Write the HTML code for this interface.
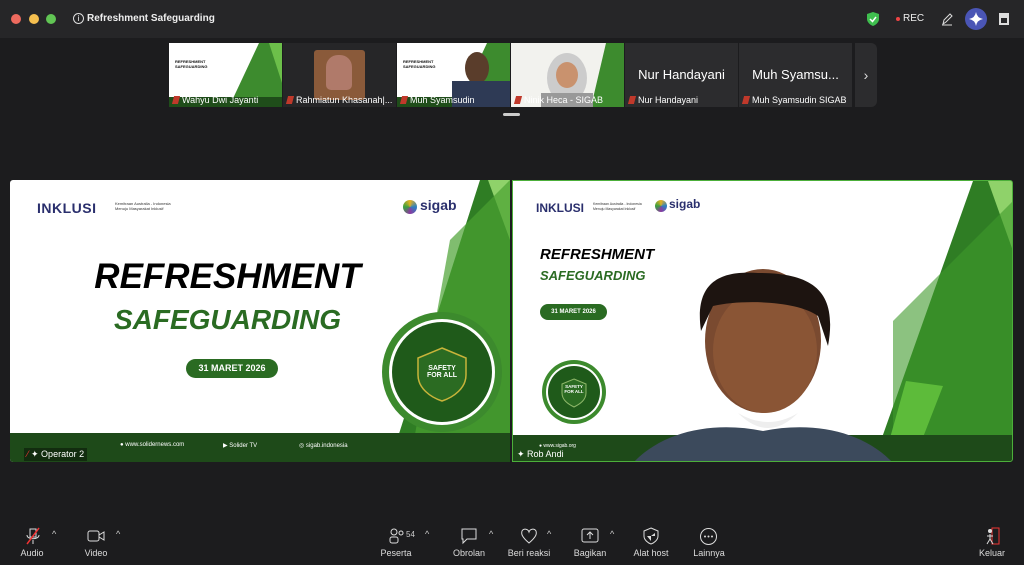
------------
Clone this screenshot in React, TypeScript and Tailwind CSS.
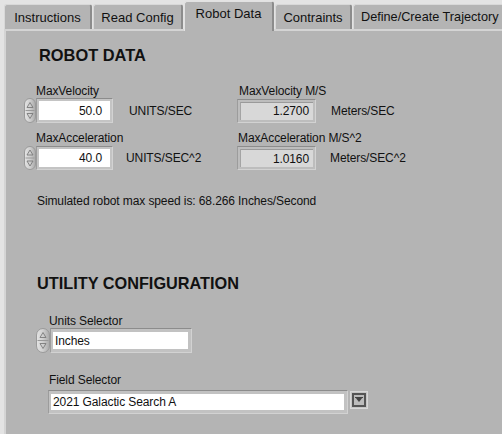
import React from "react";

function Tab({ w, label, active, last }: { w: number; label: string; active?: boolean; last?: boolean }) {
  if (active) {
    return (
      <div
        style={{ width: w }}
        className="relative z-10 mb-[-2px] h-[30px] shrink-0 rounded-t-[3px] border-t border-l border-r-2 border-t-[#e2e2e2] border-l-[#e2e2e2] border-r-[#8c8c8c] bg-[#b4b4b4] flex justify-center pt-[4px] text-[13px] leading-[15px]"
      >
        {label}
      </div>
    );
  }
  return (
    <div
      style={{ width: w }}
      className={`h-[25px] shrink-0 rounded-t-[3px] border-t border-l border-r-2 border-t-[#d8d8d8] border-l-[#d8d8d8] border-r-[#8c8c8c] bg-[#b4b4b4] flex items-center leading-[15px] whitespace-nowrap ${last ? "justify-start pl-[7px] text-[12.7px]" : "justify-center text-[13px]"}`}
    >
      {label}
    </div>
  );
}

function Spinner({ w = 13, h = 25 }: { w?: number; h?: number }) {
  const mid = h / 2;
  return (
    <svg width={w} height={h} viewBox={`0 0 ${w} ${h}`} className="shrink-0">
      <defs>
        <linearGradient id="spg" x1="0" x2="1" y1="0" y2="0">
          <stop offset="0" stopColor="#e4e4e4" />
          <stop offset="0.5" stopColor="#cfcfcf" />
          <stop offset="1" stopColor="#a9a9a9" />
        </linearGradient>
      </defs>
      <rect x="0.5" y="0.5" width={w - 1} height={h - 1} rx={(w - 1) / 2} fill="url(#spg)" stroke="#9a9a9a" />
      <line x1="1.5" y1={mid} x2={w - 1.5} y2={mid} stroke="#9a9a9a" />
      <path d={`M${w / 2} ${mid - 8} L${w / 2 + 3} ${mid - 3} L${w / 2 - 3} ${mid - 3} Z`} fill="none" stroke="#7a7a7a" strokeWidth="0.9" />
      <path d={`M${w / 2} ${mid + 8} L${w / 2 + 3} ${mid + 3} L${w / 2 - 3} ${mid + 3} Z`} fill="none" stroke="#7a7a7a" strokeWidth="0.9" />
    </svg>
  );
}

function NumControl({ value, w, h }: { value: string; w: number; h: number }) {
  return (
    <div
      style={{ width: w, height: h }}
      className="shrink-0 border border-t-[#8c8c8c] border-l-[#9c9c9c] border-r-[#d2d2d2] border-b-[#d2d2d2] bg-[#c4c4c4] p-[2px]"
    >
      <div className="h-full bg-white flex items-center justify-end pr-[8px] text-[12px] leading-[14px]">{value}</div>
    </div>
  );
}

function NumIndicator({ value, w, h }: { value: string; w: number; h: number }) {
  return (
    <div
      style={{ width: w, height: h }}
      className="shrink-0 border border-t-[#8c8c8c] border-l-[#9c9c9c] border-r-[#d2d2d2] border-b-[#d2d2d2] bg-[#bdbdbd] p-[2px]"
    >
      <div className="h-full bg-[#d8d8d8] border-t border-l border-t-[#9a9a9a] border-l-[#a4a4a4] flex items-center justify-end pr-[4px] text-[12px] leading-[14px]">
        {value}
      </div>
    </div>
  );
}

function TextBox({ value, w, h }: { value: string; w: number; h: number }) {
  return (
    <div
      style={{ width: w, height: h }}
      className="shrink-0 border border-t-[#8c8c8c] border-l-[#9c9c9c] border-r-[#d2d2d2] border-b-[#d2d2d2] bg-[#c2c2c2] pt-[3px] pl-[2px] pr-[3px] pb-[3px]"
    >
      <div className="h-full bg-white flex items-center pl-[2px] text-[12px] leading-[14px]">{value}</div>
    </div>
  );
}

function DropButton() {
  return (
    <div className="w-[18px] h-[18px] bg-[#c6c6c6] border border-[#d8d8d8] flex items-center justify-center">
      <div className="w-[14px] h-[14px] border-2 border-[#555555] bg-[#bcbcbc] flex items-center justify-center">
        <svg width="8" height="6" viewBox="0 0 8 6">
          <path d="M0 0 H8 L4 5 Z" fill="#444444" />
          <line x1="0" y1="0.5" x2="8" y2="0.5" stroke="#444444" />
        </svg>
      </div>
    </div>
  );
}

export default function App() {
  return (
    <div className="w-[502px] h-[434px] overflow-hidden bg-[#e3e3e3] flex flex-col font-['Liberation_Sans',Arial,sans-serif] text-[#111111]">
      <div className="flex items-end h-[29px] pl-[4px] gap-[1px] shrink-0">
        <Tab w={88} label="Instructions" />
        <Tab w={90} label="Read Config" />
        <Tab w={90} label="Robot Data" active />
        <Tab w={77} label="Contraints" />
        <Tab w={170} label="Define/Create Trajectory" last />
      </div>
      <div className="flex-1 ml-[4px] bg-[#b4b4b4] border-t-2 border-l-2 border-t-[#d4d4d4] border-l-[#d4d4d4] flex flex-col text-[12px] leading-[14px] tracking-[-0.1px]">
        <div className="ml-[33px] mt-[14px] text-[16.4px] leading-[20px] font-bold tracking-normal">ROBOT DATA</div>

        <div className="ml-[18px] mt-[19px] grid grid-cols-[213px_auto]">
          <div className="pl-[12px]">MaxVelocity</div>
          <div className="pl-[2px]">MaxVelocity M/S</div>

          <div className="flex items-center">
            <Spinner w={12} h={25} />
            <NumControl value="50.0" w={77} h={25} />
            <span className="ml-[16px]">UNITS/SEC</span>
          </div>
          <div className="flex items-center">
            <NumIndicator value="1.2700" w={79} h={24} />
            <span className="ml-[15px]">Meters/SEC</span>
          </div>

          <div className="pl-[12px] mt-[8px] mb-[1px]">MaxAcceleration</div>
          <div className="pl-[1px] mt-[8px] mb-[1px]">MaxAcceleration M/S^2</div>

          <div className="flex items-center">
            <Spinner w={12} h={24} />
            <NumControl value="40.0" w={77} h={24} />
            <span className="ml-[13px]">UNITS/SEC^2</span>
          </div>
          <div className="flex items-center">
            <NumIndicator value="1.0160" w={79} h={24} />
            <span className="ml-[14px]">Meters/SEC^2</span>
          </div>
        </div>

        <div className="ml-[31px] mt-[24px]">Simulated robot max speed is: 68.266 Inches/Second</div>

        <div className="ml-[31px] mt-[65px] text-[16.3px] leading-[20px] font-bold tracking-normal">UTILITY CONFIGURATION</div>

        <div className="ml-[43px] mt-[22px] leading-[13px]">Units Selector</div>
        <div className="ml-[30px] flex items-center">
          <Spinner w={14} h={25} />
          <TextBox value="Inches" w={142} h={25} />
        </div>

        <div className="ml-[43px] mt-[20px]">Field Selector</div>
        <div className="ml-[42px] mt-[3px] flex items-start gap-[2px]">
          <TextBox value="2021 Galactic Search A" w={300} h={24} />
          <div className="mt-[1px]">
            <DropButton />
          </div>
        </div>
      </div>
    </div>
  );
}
------------
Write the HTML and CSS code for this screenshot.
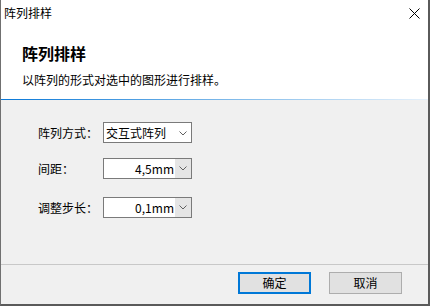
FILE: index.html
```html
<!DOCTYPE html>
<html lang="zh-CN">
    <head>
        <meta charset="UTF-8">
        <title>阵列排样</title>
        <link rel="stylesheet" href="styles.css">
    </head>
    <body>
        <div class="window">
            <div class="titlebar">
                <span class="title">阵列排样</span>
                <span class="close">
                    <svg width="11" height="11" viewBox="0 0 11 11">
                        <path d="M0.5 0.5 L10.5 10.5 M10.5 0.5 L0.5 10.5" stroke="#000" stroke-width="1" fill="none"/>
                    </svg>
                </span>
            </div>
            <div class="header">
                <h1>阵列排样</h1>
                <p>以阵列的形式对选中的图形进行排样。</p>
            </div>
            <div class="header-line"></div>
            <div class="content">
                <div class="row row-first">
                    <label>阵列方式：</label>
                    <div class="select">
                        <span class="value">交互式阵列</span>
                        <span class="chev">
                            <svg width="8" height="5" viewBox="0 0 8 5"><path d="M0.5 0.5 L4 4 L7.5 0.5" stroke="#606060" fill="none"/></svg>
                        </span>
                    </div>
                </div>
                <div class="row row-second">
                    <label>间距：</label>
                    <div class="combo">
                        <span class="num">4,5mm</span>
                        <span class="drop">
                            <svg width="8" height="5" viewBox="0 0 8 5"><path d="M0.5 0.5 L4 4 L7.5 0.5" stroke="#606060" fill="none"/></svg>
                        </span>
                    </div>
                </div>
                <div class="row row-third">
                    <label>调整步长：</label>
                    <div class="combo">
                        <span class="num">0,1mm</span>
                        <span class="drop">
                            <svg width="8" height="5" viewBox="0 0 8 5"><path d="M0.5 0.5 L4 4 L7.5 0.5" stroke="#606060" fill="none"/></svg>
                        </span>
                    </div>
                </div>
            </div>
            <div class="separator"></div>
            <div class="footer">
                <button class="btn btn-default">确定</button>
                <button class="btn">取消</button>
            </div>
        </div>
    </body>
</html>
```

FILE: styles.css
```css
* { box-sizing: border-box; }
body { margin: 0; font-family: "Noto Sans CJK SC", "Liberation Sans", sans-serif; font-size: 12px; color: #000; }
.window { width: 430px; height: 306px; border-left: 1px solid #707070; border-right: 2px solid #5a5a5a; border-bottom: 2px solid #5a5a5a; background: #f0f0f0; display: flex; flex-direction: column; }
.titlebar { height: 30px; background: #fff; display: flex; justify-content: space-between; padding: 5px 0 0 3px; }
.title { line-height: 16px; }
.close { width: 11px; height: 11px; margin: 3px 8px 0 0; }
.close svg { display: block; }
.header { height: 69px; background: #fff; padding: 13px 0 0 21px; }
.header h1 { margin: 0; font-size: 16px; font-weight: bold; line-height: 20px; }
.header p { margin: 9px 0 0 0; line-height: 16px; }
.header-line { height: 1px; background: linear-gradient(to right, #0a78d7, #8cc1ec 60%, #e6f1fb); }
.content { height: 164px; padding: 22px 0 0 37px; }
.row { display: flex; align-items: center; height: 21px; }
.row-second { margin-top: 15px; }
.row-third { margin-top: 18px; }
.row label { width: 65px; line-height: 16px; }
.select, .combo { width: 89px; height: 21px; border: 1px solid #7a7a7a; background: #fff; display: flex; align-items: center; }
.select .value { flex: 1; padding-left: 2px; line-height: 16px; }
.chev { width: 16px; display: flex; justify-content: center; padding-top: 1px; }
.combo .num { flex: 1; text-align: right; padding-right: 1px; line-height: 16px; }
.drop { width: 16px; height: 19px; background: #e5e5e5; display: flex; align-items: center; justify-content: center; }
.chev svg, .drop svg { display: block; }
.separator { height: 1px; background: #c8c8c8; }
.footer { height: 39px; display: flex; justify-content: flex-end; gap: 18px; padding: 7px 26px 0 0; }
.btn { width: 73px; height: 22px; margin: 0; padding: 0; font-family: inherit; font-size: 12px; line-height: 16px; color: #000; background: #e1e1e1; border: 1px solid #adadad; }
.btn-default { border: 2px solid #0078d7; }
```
------------
**Short exercise:** Return all lines containing the word "React".

**Result below:**
Clone this screenshot in React, TypeScript and Tailwind CSS.
import React from "react";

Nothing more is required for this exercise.